EXERCISE -
Copy everything in the listing below word for word, apart from any images.

GIVEN INFORMATION -
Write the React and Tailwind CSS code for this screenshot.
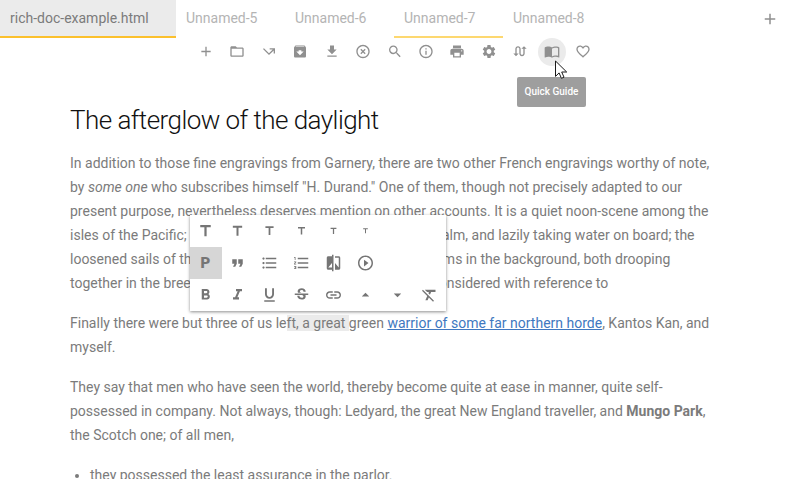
import React from "react";
import {
  MdAdd, MdFolderOpen, MdCallMissedOutgoing, MdArchive, MdFileDownload, MdHighlightOff,
  MdSearch, MdInfoOutline, MdPrint, MdSettings, MdSwapCalls, MdFavoriteBorder, MdTitle,
  MdFormatQuote, MdFormatListBulleted, MdFormatListNumbered, MdCompare, MdPlayCircleOutline,
  MdFormatBold, MdFormatItalic, MdFormatUnderlined, MdStrikethroughS, MdLink,
  MdArrowDropUp, MdArrowDropDown, MdFormatClear,
} from "react-icons/md";

function GuideIcon({ size }) {
  return (
    <svg width={size} height={size} viewBox="0 0 24 24" fill="currentColor">
      <path d="M21 5c-1.11-.35-2.33-.5-3.5-.5-1.95 0-4.05.4-5.5 1.5-1.45-1.1-3.55-1.5-5.5-1.5S2.45 4.9 1 6v14.65c0 .25.25.5.5.5.1 0 .15-.05.25-.05C3.1 20.45 5.05 20 6.5 20c1.95 0 4.05.4 5.5 1.5 1.35-.85 3.8-1.5 5.5-1.5 1.65 0 3.35.3 4.75 1.05.1.05.15.05.25.05.25 0 .5-.25.5-.5V6c-.6-.45-1.25-.75-2-1zm0 13.5c-1.1-.35-2.3-.5-3.5-.5-1.7 0-4.15.65-5.5 1.5V8c1.35-.85 3.8-1.5 5.5-1.5 1.2 0 2.4.15 3.5.5v11.5z" />
    </svg>
  );
}

function Tab({ children, className }) {
  return (
    <div className={"h-[38px] shrink-0 border-b-2 pl-[10px] text-[14px] leading-[37px] " + className}>
      {children}
    </div>
  );
}

const tools = [
  MdAdd, MdFolderOpen, MdCallMissedOutgoing, MdArchive, MdFileDownload, MdHighlightOff,
  MdSearch, MdInfoOutline, MdPrint, MdSettings, MdSwapCalls, GuideIcon, MdFavoriteBorder,
];

const blocks = [null, MdFormatQuote, MdFormatListBulleted, MdFormatListNumbered, MdCompare, MdPlayCircleOutline];
const inline = [
  MdFormatBold, MdFormatItalic, MdFormatUnderlined, MdStrikethroughS, MdLink,
  MdArrowDropUp, MdArrowDropDown, MdFormatClear,
];

function Cell({ children, active }) {
  return (
    <div className={"flex size-8 items-center justify-center " + (active ? "bg-[#d6d6d6]" : "")}>
      <div className="-translate-x-[0.5px]">{children}</div>
    </div>
  );
}

function FormatPopup() {
  return (
    <div className="absolute left-[190px] top-[215px] h-24 w-64 bg-white text-[#757575] shadow-[0_1px_3px_rgba(0,0,0,0.45)]">
      <div className="flex">
        {[18, 16, 14, 12, 10, 8].map((size) => (
          <Cell key={size}><MdTitle size={size} /></Cell>
        ))}
      </div>
      <div className="flex">
        {blocks.map((Icon, i) => (
          <Cell key={i} active={i === 0}>
            {Icon ? <Icon size={18} /> : <span className="block text-[15px] font-black leading-none">P</span>}
          </Cell>
        ))}
      </div>
      <div className="flex">
        {inline.map((Icon, i) => (
          <Cell key={i}><Icon size={18} /></Cell>
        ))}
      </div>
    </div>
  );
}

export default function App() {
  return (
    <div className="relative h-[479px] w-[789px] overflow-hidden bg-white font-['Roboto',sans-serif] text-[#7b7b7b]">
      <header className="flex h-[38px]">
        <Tab className="w-[176px] border-[#fbc02d] bg-[#ebebeb] text-[#7b7b7b]">rich-doc-example.html</Tab>
        <Tab className="w-[109px] border-transparent text-[#b4b4b4]">Unnamed-5</Tab>
        <Tab className="w-[109px] border-transparent text-[#b4b4b4]">Unnamed-6</Tab>
        <Tab className="w-[109px] border-[#fdd870] text-[#b4b4b4]">Unnamed-7</Tab>
        <Tab className="w-[109px] border-transparent text-[#b4b4b4]">Unnamed-8</Tab>
        <div className="ml-auto flex w-[38px] items-center justify-center text-[#909090]">
          <MdAdd size={18} />
        </div>
      </header>

      <nav className="flex h-7 justify-center text-[#909090]">
        {tools.map((Icon, i) => (
          <div key={i} className="flex w-[31.45px] items-center justify-center">
            <div className={"flex size-7 items-center justify-center rounded-full " + (i === 11 ? "bg-[#ebebeb]" : "")}>
              <div className="-translate-y-[0.5px]"><Icon size={16} /></div>
            </div>
          </div>
        ))}
      </nav>

      <article className="w-[720px] pl-[70px] pt-[36px] text-[14px] leading-6">
        <h1 className="text-[26px] font-light leading-9 tracking-[-0.55px] text-[#111111]">The afterglow of the daylight</h1>
        <p className="mt-[13px] whitespace-nowrap">
          In addition to those fine engravings from Garnery, there are two other French engravings worthy of note,<br />
          by <em>some one</em> who subscribes himself "H. Durand." One of them, though not precisely adapted to our<br />
          present purpose, nevertheless deserves mention on other accounts. It is a quiet noon-scene among the<br />
          isles of the Pacific; a French whaler anchored, inshore, in a calm, and lazily taking water on board; the<br />
          loosened sails of the ship, and the long leaves of the few palms in the background, both drooping<br />
          together in the breezeless air. The effect is very fine, when considered with reference to
        </p>
        <p className="mt-4 whitespace-nowrap">
          Finally there were but three of us le<span className="bg-[#ebebeb]">ft, a great </span>green{" "}
          <a className="text-[#4078c0] underline">warrior of some far northern horde</a>, Kantos Kan, and<br />
          myself.
        </p>
        <p className="mt-4 whitespace-nowrap">
          They say that men who have seen the world, thereby become quite at ease in manner, quite self-<br />
          possessed in company. Not always, though: Ledyard, the great New England traveller, and <b>Mungo Park</b>,<br />
          the Scotch one; of all men,
        </p>
        <ul className="mt-4 list-disc pl-5">
          <li>they possessed the least assurance in the parlor.</li>
        </ul>
      </article>

      <FormatPopup />

      <div className="absolute left-[517px] top-[77px] flex h-[30px] w-[69px] items-center justify-center rounded-[2px] bg-[#9e9e9e] pb-[2px] text-[10px] font-medium text-white">
        Quick Guide
      </div>
      <svg className="absolute left-[555px] top-[60px]" width="13" height="20" viewBox="0 0 13 20">
        <path d="M.5 1v15.4l3.6-3.5 2.3 5.4 2.6-1.1-2.3-5.2h5z" fill="#fff" stroke="#1a1a1a" />
      </svg>
    </div>
  );
}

SOLVED PROBLEM -
Write the React and Tailwind CSS code for this screenshot.
import React from "react";
import {
  MdAdd, MdFolderOpen, MdCallMissedOutgoing, MdArchive, MdFileDownload, MdHighlightOff,
  MdSearch, MdInfoOutline, MdPrint, MdSettings, MdSwapCalls, MdFavoriteBorder, MdTitle,
  MdFormatQuote, MdFormatListBulleted, MdFormatListNumbered, MdCompare, MdPlayCircleOutline,
  MdFormatBold, MdFormatItalic, MdFormatUnderlined, MdStrikethroughS, MdLink,
  MdArrowDropUp, MdArrowDropDown, MdFormatClear,
} from "react-icons/md";

function GuideIcon({ size }) {
  return (
    <svg width={size} height={size} viewBox="0 0 24 24" fill="currentColor">
      <path d="M21 5c-1.11-.35-2.33-.5-3.5-.5-1.95 0-4.05.4-5.5 1.5-1.45-1.1-3.55-1.5-5.5-1.5S2.45 4.9 1 6v14.65c0 .25.25.5.5.5.1 0 .15-.05.25-.05C3.1 20.45 5.05 20 6.5 20c1.95 0 4.05.4 5.5 1.5 1.35-.85 3.8-1.5 5.5-1.5 1.65 0 3.35.3 4.75 1.05.1.05.15.05.25.05.25 0 .5-.25.5-.5V6c-.6-.45-1.25-.75-2-1zm0 13.5c-1.1-.35-2.3-.5-3.5-.5-1.7 0-4.15.65-5.5 1.5V8c1.35-.85 3.8-1.5 5.5-1.5 1.2 0 2.4.15 3.5.5v11.5z" />
    </svg>
  );
}

function Tab({ children, className }) {
  return (
    <div className={"h-[38px] shrink-0 border-b-2 pl-[10px] text-[14px] leading-[37px] " + className}>
      {children}
    </div>
  );
}

const tools = [
  MdAdd, MdFolderOpen, MdCallMissedOutgoing, MdArchive, MdFileDownload, MdHighlightOff,
  MdSearch, MdInfoOutline, MdPrint, MdSettings, MdSwapCalls, GuideIcon, MdFavoriteBorder,
];

const blocks = [null, MdFormatQuote, MdFormatListBulleted, MdFormatListNumbered, MdCompare, MdPlayCircleOutline];
const inline = [
  MdFormatBold, MdFormatItalic, MdFormatUnderlined, MdStrikethroughS, MdLink,
  MdArrowDropUp, MdArrowDropDown, MdFormatClear,
];

function Cell({ children, active }) {
  return (
    <div className={"flex size-8 items-center justify-center " + (active ? "bg-[#d6d6d6]" : "")}>
      <div className="-translate-x-[0.5px]">{children}</div>
    </div>
  );
}

function FormatPopup() {
  return (
    <div className="absolute left-[190px] top-[215px] h-24 w-64 bg-white text-[#757575] shadow-[0_1px_3px_rgba(0,0,0,0.45)]">
      <div className="flex">
        {[18, 16, 14, 12, 10, 8].map((size) => (
          <Cell key={size}><MdTitle size={size} /></Cell>
        ))}
      </div>
      <div className="flex">
        {blocks.map((Icon, i) => (
          <Cell key={i} active={i === 0}>
            {Icon ? <Icon size={18} /> : <span className="block text-[15px] font-black leading-none">P</span>}
          </Cell>
        ))}
      </div>
      <div className="flex">
        {inline.map((Icon, i) => (
          <Cell key={i}><Icon size={18} /></Cell>
        ))}
      </div>
    </div>
  );
}

export default function App() {
  return (
    <div className="relative h-[479px] w-[789px] overflow-hidden bg-white font-['Roboto',sans-serif] text-[#7b7b7b]">
      <header className="flex h-[38px]">
        <Tab className="w-[176px] border-[#fbc02d] bg-[#ebebeb] text-[#7b7b7b]">rich-doc-example.html</Tab>
        <Tab className="w-[109px] border-transparent text-[#b4b4b4]">Unnamed-5</Tab>
        <Tab className="w-[109px] border-transparent text-[#b4b4b4]">Unnamed-6</Tab>
        <Tab className="w-[109px] border-[#fdd870] text-[#b4b4b4]">Unnamed-7</Tab>
        <Tab className="w-[109px] border-transparent text-[#b4b4b4]">Unnamed-8</Tab>
        <div className="ml-auto flex w-[38px] items-center justify-center text-[#909090]">
          <MdAdd size={18} />
        </div>
      </header>

      <nav className="flex h-7 justify-center text-[#909090]">
        {tools.map((Icon, i) => (
          <div key={i} className="flex w-[31.45px] items-center justify-center">
            <div className={"flex size-7 items-center justify-center rounded-full " + (i === 11 ? "bg-[#ebebeb]" : "")}>
              <div className="-translate-y-[0.5px]"><Icon size={16} /></div>
            </div>
          </div>
        ))}
      </nav>

      <article className="w-[720px] pl-[70px] pt-[36px] text-[14px] leading-6">
        <h1 className="text-[26px] font-light leading-9 tracking-[-0.55px] text-[#111111]">The afterglow of the daylight</h1>
        <p className="mt-[13px] whitespace-nowrap">
          In addition to those fine engravings from Garnery, there are two other French engravings worthy of note,<br />
          by <em>some one</em> who subscribes himself "H. Durand." One of them, though not precisely adapted to our<br />
          present purpose, nevertheless deserves mention on other accounts. It is a quiet noon-scene among the<br />
          isles of the Pacific; a French whaler anchored, inshore, in a calm, and lazily taking water on board; the<br />
          loosened sails of the ship, and the long leaves of the few palms in the background, both drooping<br />
          together in the breezeless air. The effect is very fine, when considered with reference to
        </p>
        <p className="mt-4 whitespace-nowrap">
          Finally there were but three of us le<span className="bg-[#ebebeb]">ft, a great </span>green{" "}
          <a className="text-[#4078c0] underline">warrior of some far northern horde</a>, Kantos Kan, and<br />
          myself.
        </p>
        <p className="mt-4 whitespace-nowrap">
          They say that men who have seen the world, thereby become quite at ease in manner, quite self-<br />
          possessed in company. Not always, though: Ledyard, the great New England traveller, and <b>Mungo Park</b>,<br />
          the Scotch one; of all men,
        </p>
        <ul className="mt-4 list-disc pl-5">
          <li>they possessed the least assurance in the parlor.</li>
        </ul>
      </article>

      <FormatPopup />

      <div className="absolute left-[517px] top-[77px] flex h-[30px] w-[69px] items-center justify-center rounded-[2px] bg-[#9e9e9e] pb-[2px] text-[10px] font-medium text-white">
        Quick Guide
      </div>
      <svg className="absolute left-[555px] top-[60px]" width="13" height="20" viewBox="0 0 13 20">
        <path d="M.5 1v15.4l3.6-3.5 2.3 5.4 2.6-1.1-2.3-5.2h5z" fill="#fff" stroke="#1a1a1a" />
      </svg>
    </div>
  );
}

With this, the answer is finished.